== Do this ==
Go through the data below and gather each line containing "page".
#### Data lines
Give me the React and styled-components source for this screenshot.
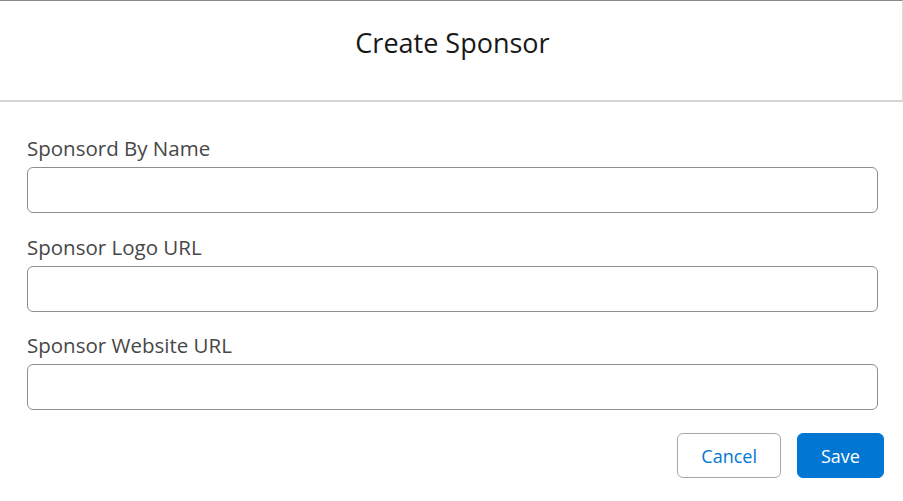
import React from "react";
import styled, { createGlobalStyle } from "styled-components";

const Global = createGlobalStyle`
  html, body { margin: 0; padding: 0; background: #fff; }
  body { font-family: "Open Sans", "Noto Sans", sans-serif; }
  * { box-sizing: border-box; }
`;

const Modal = styled.div`
  width: 903px;
  height: 501px;
  background: #fff;
  display: flex;
  flex-direction: column;
`;

const Header = styled.header`
  height: 102px;
  border-top: 1px solid #8a8a8a;
  border-right: 1px solid #dcdcdc;
  border-bottom: 2px solid #d6d6d6;
  display: flex;
  align-items: flex-start;
  justify-content: center;
  padding-top: 24px;
`;

const Title = styled.h2`
  margin: 0;
  font-size: 27px;
  font-weight: 400;
  line-height: 36px;
  color: #181818;
  padding-left: 3px;
`;

const Body = styled.div`
  padding: 33px 25px 0 27px;
  display: flex;
  flex-direction: column;
  gap: 20.5px;
`;

const Field = styled.div`
  display: flex;
  flex-direction: column;
  gap: 6px;
`;

const Label = styled.label`
  font-size: 20.5px;
  line-height: 26px;
  color: #474747;
`;

const Input = styled.input`
  height: 46px;
  width: 100%;
  border: 1px solid #8f8f8f;
  border-radius: 6px;
  background: #fff;
  font: inherit;
  padding: 0 12px;
  outline: none;
`;

const Footer = styled.div`
  display: flex;
  justify-content: flex-end;
  gap: 16px;
  padding: 23px 19px 0 0;
`;

const Button = styled.button`
  height: 45px;
  padding: 0 23px;
  min-width: ${(p) => (p.$primary ? "87px" : "103px")};
  border-radius: 6px;
  font-family: inherit;
  font-size: 18px;
  cursor: pointer;
  border: 1px solid ${(p) => (p.$primary ? "#0176d3" : "#a8a8a8")};
  background: ${(p) => (p.$primary ? "#0176d3" : "#fff")};
  color: ${(p) => (p.$primary ? "#fff" : "#0176d3")};
`;

export default function App() {
  return (
    <>
      <Global />
      <Modal>
        <Header>
          <Title>Create Sponsor</Title>
        </Header>
        <Body>
          <Field>
            <Label>Sponsord By Name</Label>
            <Input />
          </Field>
          <Field>
            <Label>Sponsor Logo URL</Label>
            <Input />
          </Field>
          <Field>
            <Label>Sponsor Website URL</Label>
            <Input />
          </Field>
        </Body>
        <Footer>
          <Button>Cancel</Button>
          <Button $primary>Save</Button>
        </Footer>
      </Modal>
    </>
  );
}
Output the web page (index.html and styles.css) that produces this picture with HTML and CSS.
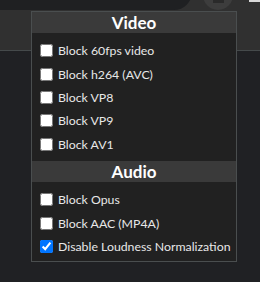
FILE: index.html
```html
<!DOCTYPE html>
<html lang="en">

<head>
  <meta charset="UTF-8">
  <meta name="viewport" content="width=device-width, initial-scale=1.0">
  <title>Codec Settings</title>
  <link rel="stylesheet" href="styles.css">
</head>

<body>
  <div class="toolbar">
    <div class="search_bar"></div>
    <div class="avatar"><span class="avatar_inner"></span></div>
    <div class="corner_mark"></div>
  </div>

  <div class="popup" id="popup">
    <div class="group_title">Video</div>
    <div class="options">
      <label><input type="checkbox" name="block_60fps"> Block 60fps video</label>
      <label><input type="checkbox" name="block_h264"> Block h264 (AVC)</label>
      <label><input type="checkbox" name="block_vp8"> Block VP8</label>
      <label><input type="checkbox" name="block_vp9"> Block VP9</label>
      <label><input type="checkbox" name="block_av1"> Block AV1</label>
    </div>

    <div class="group_title">Audio</div>
    <div class="options">
      <label><input type="checkbox" name="block_opus"> Block Opus</label>
      <label><input type="checkbox" name="block_aac"> Block AAC (MP4A)</label>
      <label><input type="checkbox" name="disable_loudness" checked> Disable Loudness Normalization</label>
    </div>
  </div>
</body>

</html>
```

FILE: styles.css
```css
body {
  margin: 0;
  padding: 0;
  box-sizing: border-box;
  height: 100vh;
  background-color: #202124;
  font-family: Lato, "Noto Sans", sans-serif;
  overflow: hidden;
}

.toolbar {
  display: flex;
  flex-direction: row;
  align-items: flex-start;
  height: 50px;
  background-color: #303030;
  border-bottom: 1px solid #454a4b;
}

.search_bar {
  width: 212px;
  height: 36px;
  margin-top: -26px;
  margin-left: -20px;
  border-radius: 18px;
  background-color: #1f2022;
}

.avatar {
  display: flex;
  justify-content: center;
  width: 30px;
  height: 30px;
  margin-top: -20px;
  margin-left: 11px;
  border-radius: 50%;
  background-color: #3d3d3d;
}

.avatar_inner {
  width: 11px;
  height: 23px;
  background-color: #2a2a2a;
}

.corner_mark {
  width: 11px;
  height: 2px;
  margin-left: 16px;
  background-color: #d8d8d8;
}

/* popup hangs over the toolbar and page */
.popup {
  position: absolute;
  top: 11px;
  left: 31px;
  width: 204px;
  height: 249px;
  background-color: #212121;
  border: 1px solid #4a4e4f;
}

.group_title {
  height: 21px;
  line-height: 21px;
  text-align: center;
  font-size: 17px;
  font-weight: bold;
  color: #ffffff;
  background-color: #3a3a3a;
}

.options {
  display: flex;
  flex-direction: column;
  padding: 6px 0 5px 4px;
}

.options label {
  display: flex;
  align-items: center;
  height: 23.4px;
  font-size: 12.3px;
  color: #e8e8e8;
  white-space: nowrap;
}

.options input[type="checkbox"] {
  width: 13px;
  height: 13px;
  margin: 0 5px 0 4px;
}
```
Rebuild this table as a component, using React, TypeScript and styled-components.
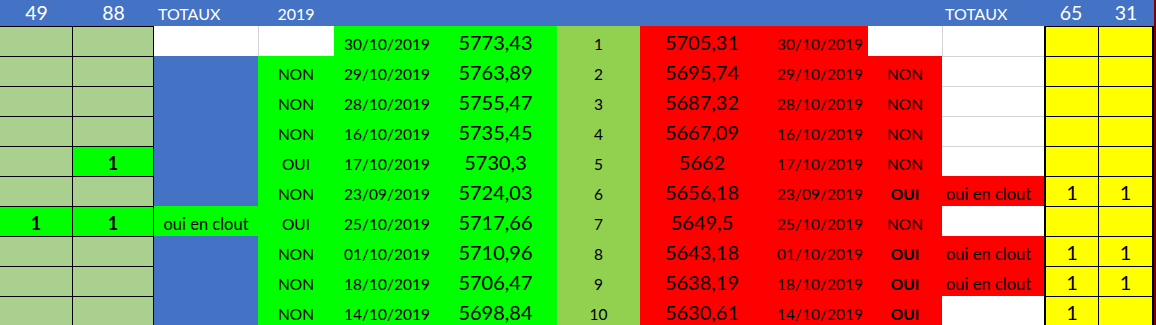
import React from "react";
import styled, { createGlobalStyle, css } from "styled-components";

const GlobalStyle = createGlobalStyle`
  html, body {
    margin: 0;
    padding: 0;
    background: #ffffff;
    overflow: hidden;
  }
`;

const FILLS: Record<string, string> = {
  S: "#a9d08e", // sage (totals columns)
  L: "#00ff00", // lime
  W: "#ffffff",
  B: "#4472c4",
  G: "#92d050", // index column
  R: "#ff0000",
  Y: "#ffff00",
};

type Align = "left" | "center" | "right";

interface ColumnSpec {
  align: Align;
  pl?: number;
  pr?: number;
  size: number;
}

const COLUMNS: ColumnSpec[] = [
  { align: "center", size: 18 },
  { align: "center", size: 18 },
  { align: "center", size: 16.5 },
  { align: "center", size: 15.5 },
  { align: "center", size: 15.5 },
  { align: "center", size: 20, pr: 6 },
  { align: "center", size: 15.5 },
  { align: "center", size: 20 },
  { align: "right", size: 15.5, pr: 5 },
  { align: "center", size: 15.5 },
  { align: "left", size: 16.5, pl: 4 },
  { align: "center", size: 20 },
  { align: "center", size: 20 },
];

const HEADER: { text: string; size: number; align: Align; pl?: number }[] = [
  { text: "49", size: 19.5, align: "center" },
  { text: "88", size: 19.5, align: "center" },
  { text: "TOTAUX", size: 16, align: "left", pl: 4 },
  { text: "2019", size: 16, align: "center" },
  { text: "", size: 15, align: "center" },
  { text: "", size: 15, align: "center" },
  { text: "", size: 15, align: "center" },
  { text: "", size: 15, align: "center" },
  { text: "", size: 15, align: "center" },
  { text: "", size: 15, align: "center" },
  { text: "TOTAUX", size: 16, align: "left", pl: 3 },
  { text: "65", size: 19.5, align: "center" },
  { text: "31", size: 19.5, align: "center" },
];

const ROWS: string[][] = [
  ["S", "S", "W", "W", "L:30/10/2019", "L:5773,43", "G:1", "R:5705,31", "R:30/10/2019", "W", "W", "Y", "Y"],
  ["S", "S", "B", "L:NON", "L:29/10/2019", "L:5763,89", "G:2", "R:5695,74", "R:29/10/2019", "R:NON", "W", "Y", "Y"],
  ["S", "S", "B", "L:NON", "L:28/10/2019", "L:5755,47", "G:3", "R:5687,32", "R:28/10/2019", "R:NON", "W", "Y", "Y"],
  ["S", "S", "B", "L:NON", "L:16/10/2019", "L:5735,45", "G:4", "R:5667,09", "R:16/10/2019", "R:NON", "W", "Y", "Y"],
  ["S", "L:1", "B", "L:OUI", "L:17/10/2019", "L:5730,3", "G:5", "R:5662", "R:17/10/2019", "R:NON", "W", "Y", "Y"],
  ["S", "S", "B", "L:NON", "L:23/09/2019", "L:5724,03", "G:6", "R:5656,18", "R:23/09/2019", "R:OUI", "R:oui en clout", "Y:1", "Y:1"],
  ["L:1", "L:1", "L:oui en clout", "L:OUI", "L:25/10/2019", "L:5717,66", "G:7", "R:5649,5", "R:25/10/2019", "R:NON", "W", "Y", "Y"],
  ["S", "S", "B", "L:NON", "L:01/10/2019", "L:5710,96", "G:8", "R:5643,18", "R:01/10/2019", "R:OUI", "R:oui en clout", "Y:1", "Y:1"],
  ["S", "S", "B", "L:NON", "L:18/10/2019", "L:5706,47", "G:9", "R:5638,19", "R:18/10/2019", "R:OUI", "R:oui en clout", "Y:1", "Y:1"],
  ["S", "S", "B", "L:NON", "L:14/10/2019", "L:5698,84", "G:10", "R:5630,61", "R:14/10/2019", "R:OUI", "W", "Y:1", "Y"],
];

const parse = (s: string) => {
  const i = s.indexOf(":");
  return i < 0 ? { fill: s, text: "" } : { fill: s.slice(0, i), text: s.slice(i + 1) };
};

const Sheet = styled.div`
  display: grid;
  grid-template-columns: 73px 81px 104px 76px 106px 117px 83px 124px 104px 74px 102px 54px 56px 2px;
  grid-template-rows: 26px repeat(10, 30px);
  width: 1156px;
  font-family: Lato, "Open Sans", sans-serif;
  color: #000;
`;

const justify = (a: Align) =>
  a === "left" ? "flex-start" : a === "right" ? "flex-end" : "center";

const HeaderCell = styled.div<{ $size: number; $align: Align; $pl?: number }>`
  display: flex;
  align-items: flex-end;
  justify-content: ${(p) => justify(p.$align)};
  padding: 0 0 4px ${(p) => p.$pl ?? 0}px;
  background: #4472c4;
  color: #ffffff;
  font-size: ${(p) => p.$size}px;
  line-height: 1;
  white-space: nowrap;
`;

type Edge = "none" | "black" | "thick" | "grid";

const edge = (e: Edge) =>
  e === "black" ? "1px solid #000" : e === "thick" ? "2px solid #000" : e === "grid" ? "1px solid #d4d4d4" : "none";

const Cell = styled.div<{
  $fill: string;
  $size: number;
  $bold: boolean;
  $align: Align;
  $pl?: number;
  $pr?: number;
  $top: Edge;
  $left: Edge;
  $right: Edge;
}>`
  box-sizing: border-box;
  display: flex;
  align-items: flex-end;
  justify-content: ${(p) => justify(p.$align)};
  padding: 0 ${(p) => p.$pr ?? 0}px 4px ${(p) => p.$pl ?? 0}px;
  background: ${(p) => p.$fill};
  font-size: ${(p) => p.$size}px;
  font-weight: ${(p) => (p.$bold ? 700 : 400)};
  line-height: 1;
  white-space: nowrap;
  ${(p) => css`
    border-top: ${edge(p.$top)};
    border-left: ${edge(p.$left)};
    border-right: ${edge(p.$right)};
  `}
`;

const EdgeStrip = styled.div`
  grid-column: 14;
  grid-row: 1 / span 11;
  background: #800000;
`;

export default function App() {
  return (
    <>
      <GlobalStyle />
      <Sheet>
        {HEADER.map((h, i) => (
          <HeaderCell key={`h${i}`} $size={h.size} $align={h.align} $pl={h.pl}>
            {h.text}
          </HeaderCell>
        ))}
        <EdgeStrip />
        {ROWS.map((row, r) =>
          row.map((raw, c) => {
            const { fill, text } = parse(raw);
            const col = COLUMNS[c];
            const above = r > 0 ? parse(ROWS[r - 1][c]).fill : "";
            const before = c > 0 ? parse(row[c - 1]).fill : "";
            let top: Edge = "none";
            let left: Edge = "none";
            let right: Edge = "none";
            if (c <= 1) {
              top = "black";
              right = "black";
            } else if (c === 11) {
              top = "black";
              left = "thick";
            } else if (c === 12) {
              top = "black";
              left = "black";
              right = "thick";
            } else if (fill === "W") {
              if (above === "W") top = "grid";
              if (before === "W") left = "grid";
            }
            const bold = c <= 1 || (c === 9 && text === "OUI");
            return (
              <Cell
                key={`${r}-${c}`}
                $fill={FILLS[fill]}
                $size={col.size}
                $bold={bold}
                $align={col.align}
                $pl={col.pl}
                $pr={col.pr}
                $top={top}
                $left={left}
                $right={right}
              >
                {text}
              </Cell>
            );
          })
        )}
      </Sheet>
    </>
  );
}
########
== Full response ==
Output the web page (index.html and styles.css) that produces this picture with HTML and CSS.
/* popup hangs over the toolbar and page */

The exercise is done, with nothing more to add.